- **WRITTEN EXERCISE**
Produce an exact copy of all the data below, dropping every image.

- **INFORMATION SUPPLIED**

■ ■ ■ ■

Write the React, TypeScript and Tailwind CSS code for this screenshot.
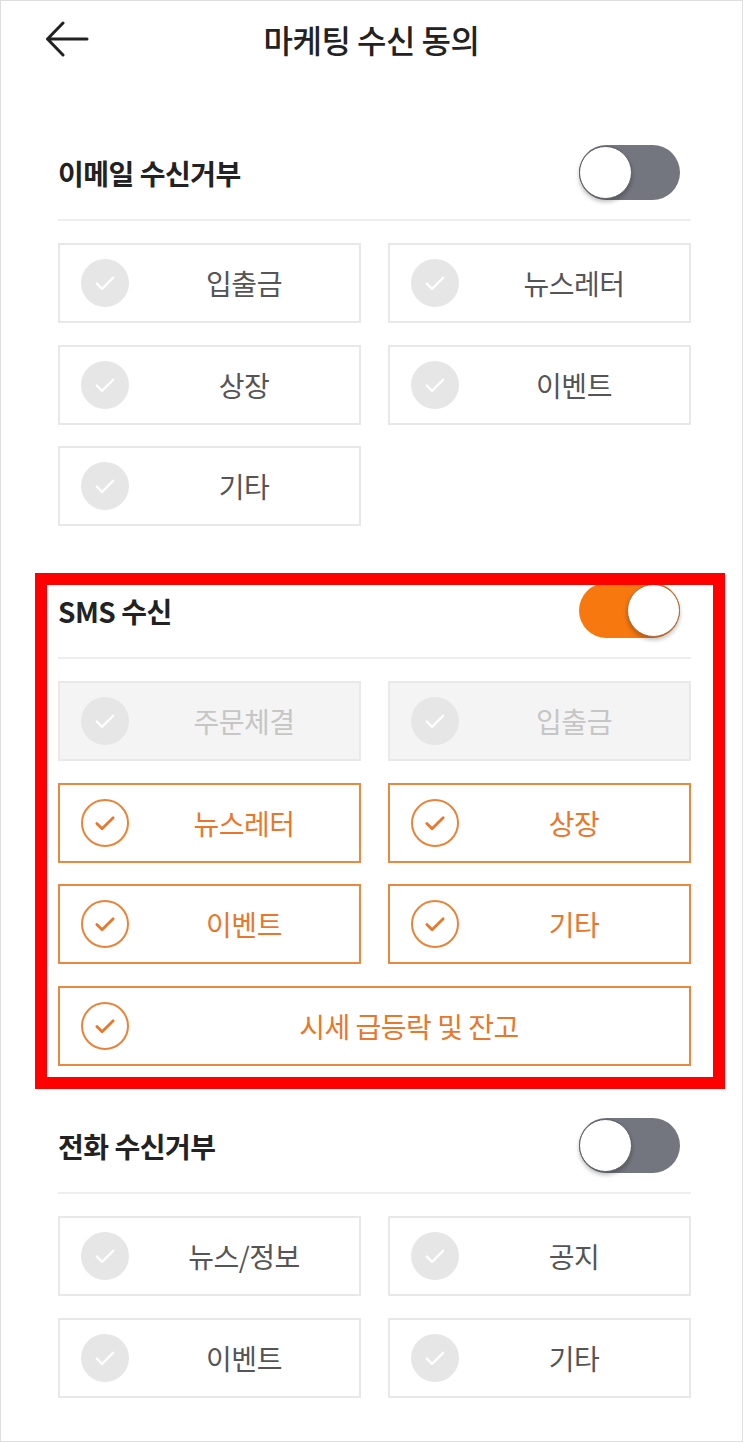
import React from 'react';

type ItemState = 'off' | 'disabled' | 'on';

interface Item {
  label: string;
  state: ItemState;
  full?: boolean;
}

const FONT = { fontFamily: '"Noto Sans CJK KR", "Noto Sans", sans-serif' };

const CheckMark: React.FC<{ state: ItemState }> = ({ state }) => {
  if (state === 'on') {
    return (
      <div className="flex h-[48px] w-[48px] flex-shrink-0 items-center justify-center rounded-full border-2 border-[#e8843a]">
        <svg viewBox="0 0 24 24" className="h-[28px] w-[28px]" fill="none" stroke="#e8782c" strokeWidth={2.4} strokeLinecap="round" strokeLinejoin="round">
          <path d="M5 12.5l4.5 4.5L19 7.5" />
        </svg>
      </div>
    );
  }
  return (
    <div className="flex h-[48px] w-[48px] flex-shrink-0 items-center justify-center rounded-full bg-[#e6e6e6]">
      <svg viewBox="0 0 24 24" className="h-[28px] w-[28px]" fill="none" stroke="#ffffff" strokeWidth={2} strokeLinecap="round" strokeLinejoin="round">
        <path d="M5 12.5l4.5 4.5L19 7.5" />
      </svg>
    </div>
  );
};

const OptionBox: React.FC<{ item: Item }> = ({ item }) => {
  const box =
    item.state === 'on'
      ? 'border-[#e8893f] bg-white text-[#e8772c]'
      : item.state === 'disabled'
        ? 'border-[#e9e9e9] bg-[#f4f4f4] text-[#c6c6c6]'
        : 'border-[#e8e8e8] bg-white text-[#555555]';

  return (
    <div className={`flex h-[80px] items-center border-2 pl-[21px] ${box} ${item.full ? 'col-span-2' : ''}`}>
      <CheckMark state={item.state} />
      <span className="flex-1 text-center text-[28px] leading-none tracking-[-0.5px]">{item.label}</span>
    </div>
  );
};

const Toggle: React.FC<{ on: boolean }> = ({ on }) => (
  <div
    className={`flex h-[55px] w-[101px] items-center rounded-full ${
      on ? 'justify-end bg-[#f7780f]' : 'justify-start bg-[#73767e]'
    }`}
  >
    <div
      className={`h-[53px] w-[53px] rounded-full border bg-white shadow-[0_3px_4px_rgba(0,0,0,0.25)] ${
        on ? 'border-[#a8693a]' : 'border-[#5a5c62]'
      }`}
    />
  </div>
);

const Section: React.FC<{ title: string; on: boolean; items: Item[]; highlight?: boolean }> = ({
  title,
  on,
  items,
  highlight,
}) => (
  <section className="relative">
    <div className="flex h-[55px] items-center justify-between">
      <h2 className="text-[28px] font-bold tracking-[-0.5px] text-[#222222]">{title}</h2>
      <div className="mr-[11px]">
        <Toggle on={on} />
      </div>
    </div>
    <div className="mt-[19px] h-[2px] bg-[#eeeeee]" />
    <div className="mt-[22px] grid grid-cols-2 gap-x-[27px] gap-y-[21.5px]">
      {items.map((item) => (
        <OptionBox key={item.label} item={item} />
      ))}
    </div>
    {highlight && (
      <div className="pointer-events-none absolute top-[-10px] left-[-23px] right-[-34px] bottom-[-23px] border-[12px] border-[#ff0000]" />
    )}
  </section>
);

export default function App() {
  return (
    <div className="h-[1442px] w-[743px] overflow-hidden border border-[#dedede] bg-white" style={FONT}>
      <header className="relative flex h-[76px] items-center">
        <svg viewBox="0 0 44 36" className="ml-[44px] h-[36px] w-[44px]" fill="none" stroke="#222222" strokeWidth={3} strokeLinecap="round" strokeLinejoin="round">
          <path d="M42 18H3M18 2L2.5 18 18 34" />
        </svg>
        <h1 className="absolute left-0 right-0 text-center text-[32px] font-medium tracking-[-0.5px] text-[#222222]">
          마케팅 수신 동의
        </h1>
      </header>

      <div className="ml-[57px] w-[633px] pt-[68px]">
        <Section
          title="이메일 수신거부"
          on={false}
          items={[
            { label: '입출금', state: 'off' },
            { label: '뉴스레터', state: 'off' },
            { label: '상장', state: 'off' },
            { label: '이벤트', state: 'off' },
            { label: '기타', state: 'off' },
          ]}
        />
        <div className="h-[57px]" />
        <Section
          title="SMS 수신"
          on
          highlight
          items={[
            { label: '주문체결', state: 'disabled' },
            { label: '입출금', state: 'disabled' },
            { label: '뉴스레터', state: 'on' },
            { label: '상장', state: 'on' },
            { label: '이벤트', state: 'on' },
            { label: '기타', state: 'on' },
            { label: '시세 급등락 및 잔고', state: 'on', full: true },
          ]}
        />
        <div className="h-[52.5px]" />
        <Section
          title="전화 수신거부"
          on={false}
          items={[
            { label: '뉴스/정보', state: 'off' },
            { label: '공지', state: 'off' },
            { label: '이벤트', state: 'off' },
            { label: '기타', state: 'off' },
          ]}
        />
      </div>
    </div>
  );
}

■ ■ ■ ■

- **REPLY TO THE TASK**
Write the React, TypeScript and Tailwind CSS code for this screenshot.
import React from 'react';

type ItemState = 'off' | 'disabled' | 'on';

interface Item {
  label: string;
  state: ItemState;
  full?: boolean;
}

const FONT = { fontFamily: '"Noto Sans CJK KR", "Noto Sans", sans-serif' };

const CheckMark: React.FC<{ state: ItemState }> = ({ state }) => {
  if (state === 'on') {
    return (
      <div className="flex h-[48px] w-[48px] flex-shrink-0 items-center justify-center rounded-full border-2 border-[#e8843a]">
        <svg viewBox="0 0 24 24" className="h-[28px] w-[28px]" fill="none" stroke="#e8782c" strokeWidth={2.4} strokeLinecap="round" strokeLinejoin="round">
          <path d="M5 12.5l4.5 4.5L19 7.5" />
        </svg>
      </div>
    );
  }
  return (
    <div className="flex h-[48px] w-[48px] flex-shrink-0 items-center justify-center rounded-full bg-[#e6e6e6]">
      <svg viewBox="0 0 24 24" className="h-[28px] w-[28px]" fill="none" stroke="#ffffff" strokeWidth={2} strokeLinecap="round" strokeLinejoin="round">
        <path d="M5 12.5l4.5 4.5L19 7.5" />
      </svg>
    </div>
  );
};

const OptionBox: React.FC<{ item: Item }> = ({ item }) => {
  const box =
    item.state === 'on'
      ? 'border-[#e8893f] bg-white text-[#e8772c]'
      : item.state === 'disabled'
        ? 'border-[#e9e9e9] bg-[#f4f4f4] text-[#c6c6c6]'
        : 'border-[#e8e8e8] bg-white text-[#555555]';

  return (
    <div className={`flex h-[80px] items-center border-2 pl-[21px] ${box} ${item.full ? 'col-span-2' : ''}`}>
      <CheckMark state={item.state} />
      <span className="flex-1 text-center text-[28px] leading-none tracking-[-0.5px]">{item.label}</span>
    </div>
  );
};

const Toggle: React.FC<{ on: boolean }> = ({ on }) => (
  <div
    className={`flex h-[55px] w-[101px] items-center rounded-full ${
      on ? 'justify-end bg-[#f7780f]' : 'justify-start bg-[#73767e]'
    }`}
  >
    <div
      className={`h-[53px] w-[53px] rounded-full border bg-white shadow-[0_3px_4px_rgba(0,0,0,0.25)] ${
        on ? 'border-[#a8693a]' : 'border-[#5a5c62]'
      }`}
    />
  </div>
);

const Section: React.FC<{ title: string; on: boolean; items: Item[]; highlight?: boolean }> = ({
  title,
  on,
  items,
  highlight,
}) => (
  <section className="relative">
    <div className="flex h-[55px] items-center justify-between">
      <h2 className="text-[28px] font-bold tracking-[-0.5px] text-[#222222]">{title}</h2>
      <div className="mr-[11px]">
        <Toggle on={on} />
      </div>
    </div>
    <div className="mt-[19px] h-[2px] bg-[#eeeeee]" />
    <div className="mt-[22px] grid grid-cols-2 gap-x-[27px] gap-y-[21.5px]">
      {items.map((item) => (
        <OptionBox key={item.label} item={item} />
      ))}
    </div>
    {highlight && (
      <div className="pointer-events-none absolute top-[-10px] left-[-23px] right-[-34px] bottom-[-23px] border-[12px] border-[#ff0000]" />
    )}
  </section>
);

export default function App() {
  return (
    <div className="h-[1442px] w-[743px] overflow-hidden border border-[#dedede] bg-white" style={FONT}>
      <header className="relative flex h-[76px] items-center">
        <svg viewBox="0 0 44 36" className="ml-[44px] h-[36px] w-[44px]" fill="none" stroke="#222222" strokeWidth={3} strokeLinecap="round" strokeLinejoin="round">
          <path d="M42 18H3M18 2L2.5 18 18 34" />
        </svg>
        <h1 className="absolute left-0 right-0 text-center text-[32px] font-medium tracking-[-0.5px] text-[#222222]">
          마케팅 수신 동의
        </h1>
      </header>

      <div className="ml-[57px] w-[633px] pt-[68px]">
        <Section
          title="이메일 수신거부"
          on={false}
          items={[
            { label: '입출금', state: 'off' },
            { label: '뉴스레터', state: 'off' },
            { label: '상장', state: 'off' },
            { label: '이벤트', state: 'off' },
            { label: '기타', state: 'off' },
          ]}
        />
        <div className="h-[57px]" />
        <Section
          title="SMS 수신"
          on
          highlight
          items={[
            { label: '주문체결', state: 'disabled' },
            { label: '입출금', state: 'disabled' },
            { label: '뉴스레터', state: 'on' },
            { label: '상장', state: 'on' },
            { label: '이벤트', state: 'on' },
            { label: '기타', state: 'on' },
            { label: '시세 급등락 및 잔고', state: 'on', full: true },
          ]}
        />
        <div className="h-[52.5px]" />
        <Section
          title="전화 수신거부"
          on={false}
          items={[
            { label: '뉴스/정보', state: 'off' },
            { label: '공지', state: 'off' },
            { label: '이벤트', state: 'off' },
            { label: '기타', state: 'off' },
          ]}
        />
      </div>
    </div>
  );
}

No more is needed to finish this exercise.